#### [WRITTEN REQUEST]
Work out how many lines include "this" and answer with that number only.

#### [EXERCISE INPUTS]
::::
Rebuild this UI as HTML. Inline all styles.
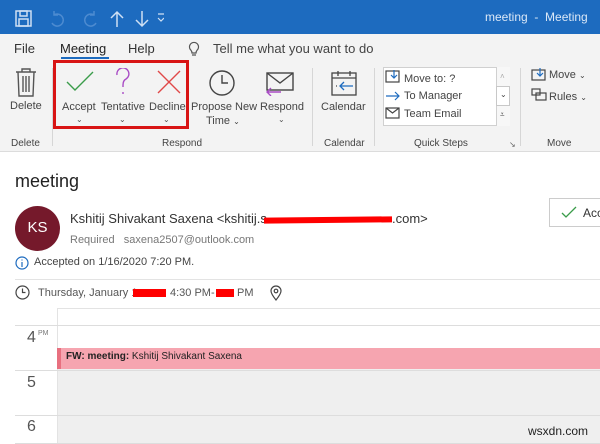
::::
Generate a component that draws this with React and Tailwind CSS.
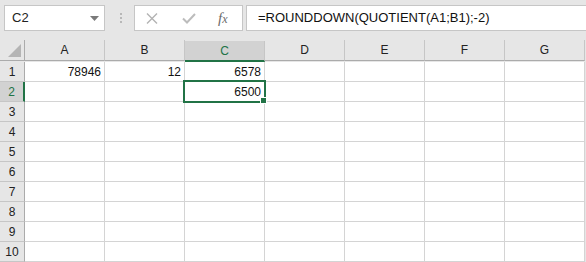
::::
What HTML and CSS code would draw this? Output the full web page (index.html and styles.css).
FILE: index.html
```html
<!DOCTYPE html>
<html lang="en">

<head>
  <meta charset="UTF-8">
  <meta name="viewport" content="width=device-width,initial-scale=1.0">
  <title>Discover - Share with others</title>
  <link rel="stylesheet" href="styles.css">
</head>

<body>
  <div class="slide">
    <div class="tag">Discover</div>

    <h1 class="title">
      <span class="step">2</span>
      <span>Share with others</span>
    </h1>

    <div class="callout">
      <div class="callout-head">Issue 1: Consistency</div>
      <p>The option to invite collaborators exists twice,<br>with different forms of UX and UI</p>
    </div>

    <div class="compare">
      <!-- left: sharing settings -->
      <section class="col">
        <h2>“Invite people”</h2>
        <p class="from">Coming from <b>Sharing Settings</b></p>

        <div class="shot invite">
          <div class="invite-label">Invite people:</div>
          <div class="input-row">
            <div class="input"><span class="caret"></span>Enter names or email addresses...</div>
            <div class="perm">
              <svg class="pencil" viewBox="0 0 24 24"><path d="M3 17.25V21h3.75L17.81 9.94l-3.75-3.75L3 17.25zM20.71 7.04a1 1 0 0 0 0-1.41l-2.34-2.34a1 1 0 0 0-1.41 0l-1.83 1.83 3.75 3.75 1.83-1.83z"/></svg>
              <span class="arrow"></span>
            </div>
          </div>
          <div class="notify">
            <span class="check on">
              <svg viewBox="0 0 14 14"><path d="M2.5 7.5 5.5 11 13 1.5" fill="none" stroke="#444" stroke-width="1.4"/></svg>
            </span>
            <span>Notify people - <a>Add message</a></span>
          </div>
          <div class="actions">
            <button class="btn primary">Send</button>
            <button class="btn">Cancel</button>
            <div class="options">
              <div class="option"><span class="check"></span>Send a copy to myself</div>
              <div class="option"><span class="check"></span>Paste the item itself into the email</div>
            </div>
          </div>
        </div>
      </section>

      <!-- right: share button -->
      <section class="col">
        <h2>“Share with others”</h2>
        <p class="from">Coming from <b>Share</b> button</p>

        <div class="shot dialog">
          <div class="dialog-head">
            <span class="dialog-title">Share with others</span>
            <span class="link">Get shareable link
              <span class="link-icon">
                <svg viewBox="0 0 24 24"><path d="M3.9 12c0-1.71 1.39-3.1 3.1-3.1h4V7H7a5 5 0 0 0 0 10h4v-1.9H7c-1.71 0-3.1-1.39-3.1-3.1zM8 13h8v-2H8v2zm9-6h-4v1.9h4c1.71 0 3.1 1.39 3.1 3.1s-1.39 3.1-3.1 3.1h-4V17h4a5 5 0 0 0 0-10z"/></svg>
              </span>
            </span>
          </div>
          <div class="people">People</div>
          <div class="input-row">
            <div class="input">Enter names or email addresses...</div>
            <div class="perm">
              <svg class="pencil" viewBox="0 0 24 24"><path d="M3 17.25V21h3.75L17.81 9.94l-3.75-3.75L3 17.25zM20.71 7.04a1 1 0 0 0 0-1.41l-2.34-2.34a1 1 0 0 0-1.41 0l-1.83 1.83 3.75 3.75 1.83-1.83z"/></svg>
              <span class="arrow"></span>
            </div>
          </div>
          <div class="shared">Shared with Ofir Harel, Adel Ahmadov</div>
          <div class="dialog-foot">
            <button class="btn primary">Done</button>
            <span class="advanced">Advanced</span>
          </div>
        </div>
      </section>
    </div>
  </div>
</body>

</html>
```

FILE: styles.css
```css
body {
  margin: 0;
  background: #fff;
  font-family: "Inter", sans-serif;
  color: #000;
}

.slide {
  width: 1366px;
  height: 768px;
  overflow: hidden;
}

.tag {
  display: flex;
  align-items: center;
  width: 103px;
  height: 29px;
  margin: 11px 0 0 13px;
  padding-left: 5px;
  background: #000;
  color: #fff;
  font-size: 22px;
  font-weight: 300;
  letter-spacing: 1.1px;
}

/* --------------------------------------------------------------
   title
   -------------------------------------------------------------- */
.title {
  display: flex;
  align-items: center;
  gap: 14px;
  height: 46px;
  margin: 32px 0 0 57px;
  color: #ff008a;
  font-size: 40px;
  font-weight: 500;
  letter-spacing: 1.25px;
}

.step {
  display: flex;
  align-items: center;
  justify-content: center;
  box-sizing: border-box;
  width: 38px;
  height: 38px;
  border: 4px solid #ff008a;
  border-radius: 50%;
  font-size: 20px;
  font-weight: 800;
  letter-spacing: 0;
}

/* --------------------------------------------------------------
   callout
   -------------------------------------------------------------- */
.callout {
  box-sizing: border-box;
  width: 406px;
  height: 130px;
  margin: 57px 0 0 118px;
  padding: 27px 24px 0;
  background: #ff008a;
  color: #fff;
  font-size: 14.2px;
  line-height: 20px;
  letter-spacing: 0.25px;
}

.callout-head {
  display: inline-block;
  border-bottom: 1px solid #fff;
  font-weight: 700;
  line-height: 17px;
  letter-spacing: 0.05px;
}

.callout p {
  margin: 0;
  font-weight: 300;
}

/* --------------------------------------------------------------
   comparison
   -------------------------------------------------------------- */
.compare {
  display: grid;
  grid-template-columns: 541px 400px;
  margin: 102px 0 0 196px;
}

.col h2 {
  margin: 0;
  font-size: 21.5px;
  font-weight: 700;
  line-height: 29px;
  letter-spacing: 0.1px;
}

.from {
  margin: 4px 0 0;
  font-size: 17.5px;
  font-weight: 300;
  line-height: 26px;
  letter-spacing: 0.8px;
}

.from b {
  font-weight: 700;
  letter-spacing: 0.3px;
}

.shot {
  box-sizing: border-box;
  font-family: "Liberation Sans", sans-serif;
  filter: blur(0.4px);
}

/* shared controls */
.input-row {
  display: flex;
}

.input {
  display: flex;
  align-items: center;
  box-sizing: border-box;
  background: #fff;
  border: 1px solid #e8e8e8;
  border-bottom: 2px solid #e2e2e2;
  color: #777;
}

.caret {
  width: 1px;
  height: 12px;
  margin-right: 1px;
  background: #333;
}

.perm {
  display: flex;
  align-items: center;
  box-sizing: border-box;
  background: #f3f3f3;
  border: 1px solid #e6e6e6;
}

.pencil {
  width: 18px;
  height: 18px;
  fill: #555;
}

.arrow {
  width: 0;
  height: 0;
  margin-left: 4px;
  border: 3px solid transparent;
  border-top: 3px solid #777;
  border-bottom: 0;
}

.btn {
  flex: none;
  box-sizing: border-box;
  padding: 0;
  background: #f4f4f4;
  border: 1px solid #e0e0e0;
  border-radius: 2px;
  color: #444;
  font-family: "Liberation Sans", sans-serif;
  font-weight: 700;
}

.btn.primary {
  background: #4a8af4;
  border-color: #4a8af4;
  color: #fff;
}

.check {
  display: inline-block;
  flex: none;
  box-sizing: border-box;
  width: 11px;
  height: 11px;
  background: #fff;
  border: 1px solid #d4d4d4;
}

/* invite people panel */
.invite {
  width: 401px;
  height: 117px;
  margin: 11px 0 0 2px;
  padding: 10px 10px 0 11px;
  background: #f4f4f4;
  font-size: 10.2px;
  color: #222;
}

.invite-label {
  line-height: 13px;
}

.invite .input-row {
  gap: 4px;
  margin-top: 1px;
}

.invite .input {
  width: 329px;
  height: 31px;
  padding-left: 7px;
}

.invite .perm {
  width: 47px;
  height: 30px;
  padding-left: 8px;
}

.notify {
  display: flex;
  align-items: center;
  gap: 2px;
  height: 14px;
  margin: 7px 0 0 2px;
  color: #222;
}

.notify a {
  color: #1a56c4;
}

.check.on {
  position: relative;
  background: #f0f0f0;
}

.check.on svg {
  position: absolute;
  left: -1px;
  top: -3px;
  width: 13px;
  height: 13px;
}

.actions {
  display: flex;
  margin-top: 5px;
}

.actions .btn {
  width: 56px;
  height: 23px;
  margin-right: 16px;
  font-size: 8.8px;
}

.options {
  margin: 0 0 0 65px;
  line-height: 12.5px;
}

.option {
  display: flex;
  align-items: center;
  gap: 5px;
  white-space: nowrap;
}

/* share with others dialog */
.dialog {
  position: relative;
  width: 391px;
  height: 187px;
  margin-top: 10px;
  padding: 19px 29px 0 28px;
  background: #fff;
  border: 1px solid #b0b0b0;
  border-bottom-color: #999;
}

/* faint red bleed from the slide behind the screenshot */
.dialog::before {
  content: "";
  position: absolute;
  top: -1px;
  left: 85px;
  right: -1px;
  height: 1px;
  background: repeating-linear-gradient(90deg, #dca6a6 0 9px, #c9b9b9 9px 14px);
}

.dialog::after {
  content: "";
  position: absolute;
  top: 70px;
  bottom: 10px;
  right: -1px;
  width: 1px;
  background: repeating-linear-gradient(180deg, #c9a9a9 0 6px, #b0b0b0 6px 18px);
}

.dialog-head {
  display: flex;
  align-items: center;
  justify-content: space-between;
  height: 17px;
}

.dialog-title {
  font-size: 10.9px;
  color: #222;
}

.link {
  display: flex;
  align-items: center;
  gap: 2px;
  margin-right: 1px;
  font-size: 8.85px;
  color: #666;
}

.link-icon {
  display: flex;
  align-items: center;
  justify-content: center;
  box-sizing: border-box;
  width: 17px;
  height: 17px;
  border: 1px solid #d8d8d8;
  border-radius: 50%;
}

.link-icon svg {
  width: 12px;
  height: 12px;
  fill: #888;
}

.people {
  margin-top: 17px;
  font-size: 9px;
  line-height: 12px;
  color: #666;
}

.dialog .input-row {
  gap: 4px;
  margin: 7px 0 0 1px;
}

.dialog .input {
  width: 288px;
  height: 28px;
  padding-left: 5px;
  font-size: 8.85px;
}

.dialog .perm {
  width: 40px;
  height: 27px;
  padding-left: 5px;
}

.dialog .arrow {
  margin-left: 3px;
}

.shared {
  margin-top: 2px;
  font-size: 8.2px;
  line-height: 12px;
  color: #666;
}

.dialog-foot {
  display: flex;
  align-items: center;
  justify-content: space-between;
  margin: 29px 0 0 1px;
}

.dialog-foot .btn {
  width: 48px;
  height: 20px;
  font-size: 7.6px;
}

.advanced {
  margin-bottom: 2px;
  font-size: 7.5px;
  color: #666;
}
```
::::
#### [EXERCISE SOLUTION]
3